A grande maioria dos policiais da superintendência sabia que não era verdade. Mas, ainda assim,  o juiz Sérgio Moro e os procuradores da República, aos quais cabe fiscalizar a polícia, acataram o resultado. Não queriam comprometer a Operação.

A reviravolta ocorreu um ano depois quando, em maio de 2015, o agente Dalmey confessou ao delegado federal Mario Henrique Fanton que ele mesmo tinha instalado os grampos.

Na CPI da Petrobras, não muito tempo depois, duas informações desmentiram a sindicância e deixaram mal quem aceitou sua conclusão: a Diretoria de Inteligência Policial em Brasília emitiu um documento mostrando que o aparelho só foi mandado à Curitiba meses depois da transferência de Beira-Mar da custódia; da perícia do DPF veio o informe de que 100 horas de áudios foram recuperados do sistema digital do NIP/PR — Surgem os áudios da cela do Youssef: são mais de 100 horas.

Na sindicância 04/2014, que a Coain foi obrigada a refazer, a última testemunha ouvida foi a ex-contadora de Youssef, Meire Bonfim da Silva Poza. Depois disso, pelo que se comenta na Polícia Federal, tanto em Brasília como em Curitiba, o delegado Alfredo Junqueira, da Coain, fez seu relatório e teria proposto a abertura de inquérito, com indiciamento de delegados e agentes.

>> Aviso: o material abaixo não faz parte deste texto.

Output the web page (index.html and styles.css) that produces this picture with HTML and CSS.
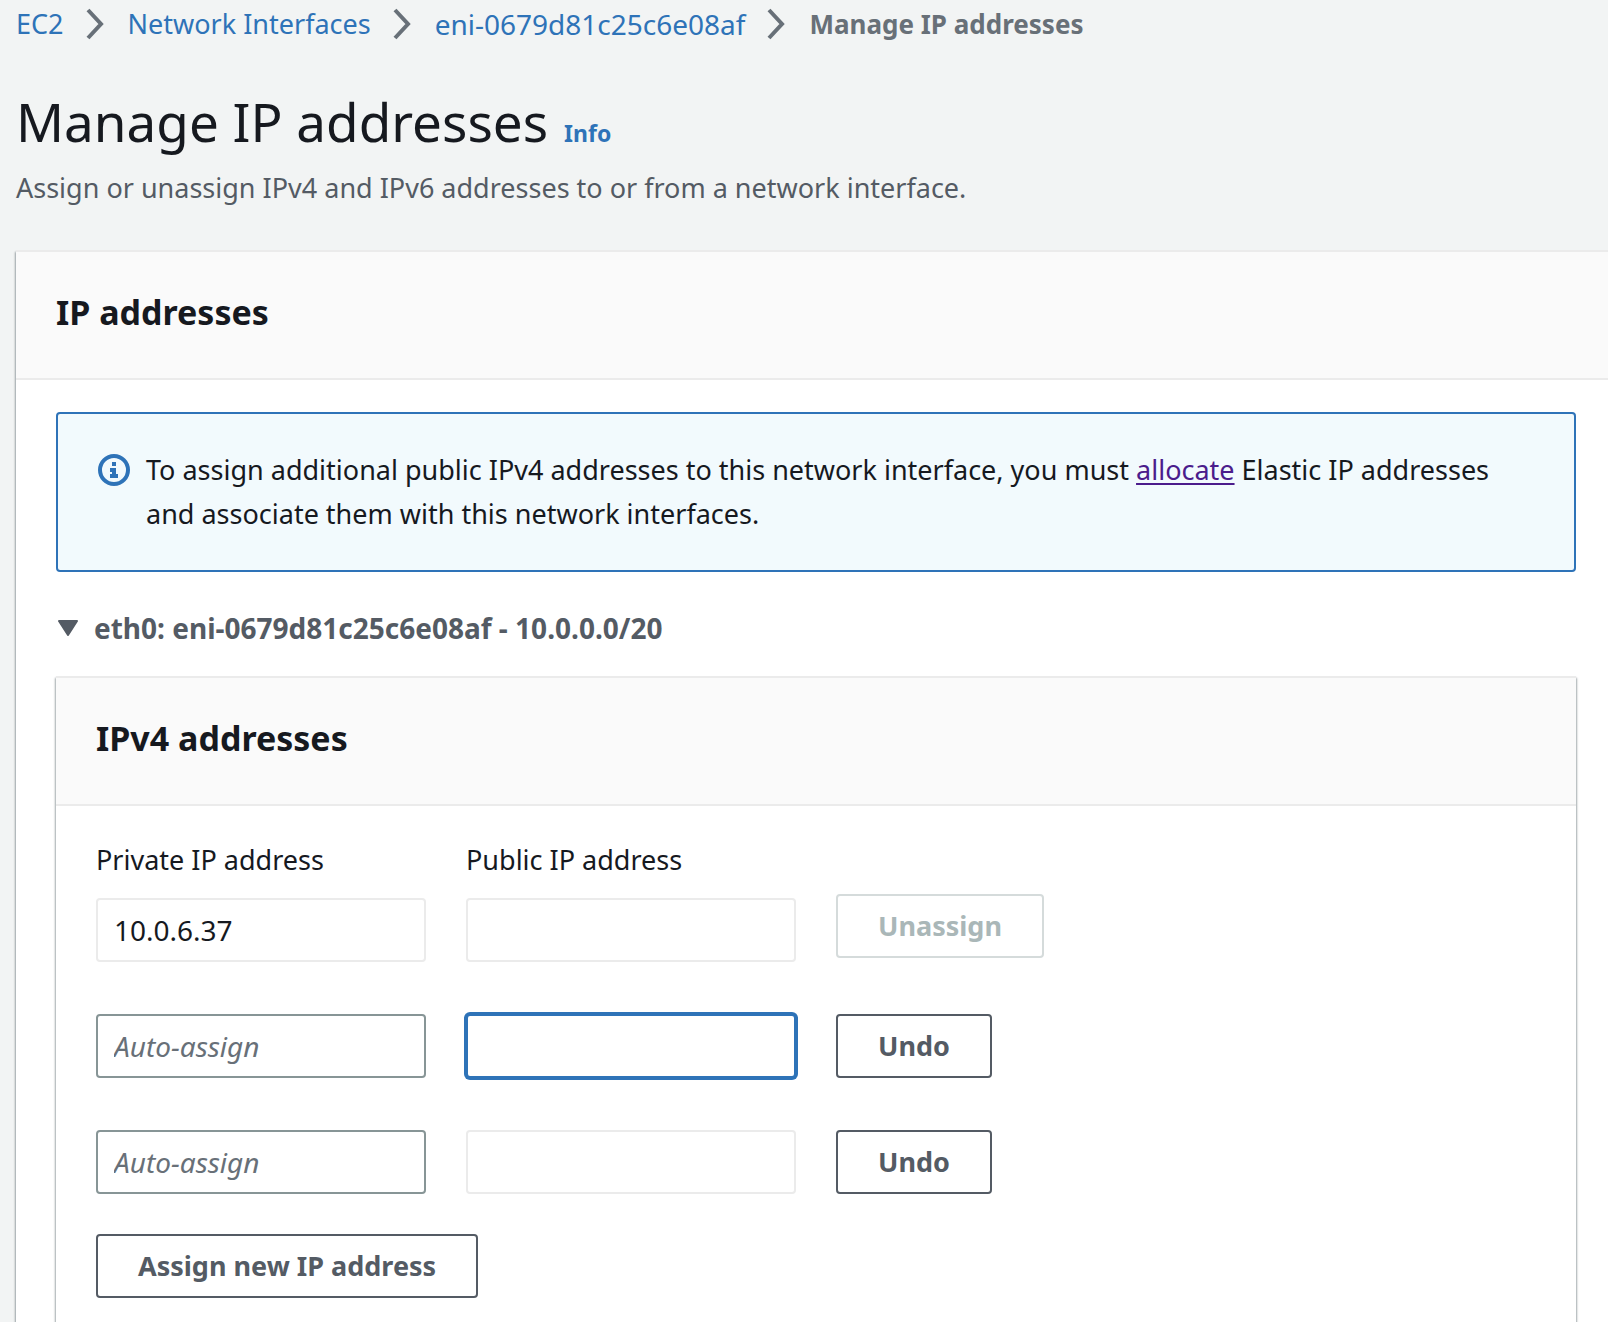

Tudo isso, porém, está sendo guardado a sete chaves. Se tais medidas forem adotadas, significará que alguns dos principais delegados da SR/DPF/PR, que também estão na Lava Jato, serão investigados em apuração criminal.

Algo nada salutar à Superintendência que nos últimos anos ocupou as manchetes de jornais como sendo responsável pelo combate à corrupção no país. Mas, como a sindicância de menor importância — a do grampo do fumódromo — terminou apenas com um processo no qual se investigará somente possíveis transgressões disciplinares, a todos é permitido supor que a do grampo na cela continuará na gaveta.A não ser que o governo interino, que assumiu com o golpe do impeachment, queira chutar o balde e implodir a Operação Lava Jato. Não terá muito trabalho. Graças à própria Polícia Federal e à Força Tarefa da Lava Jato.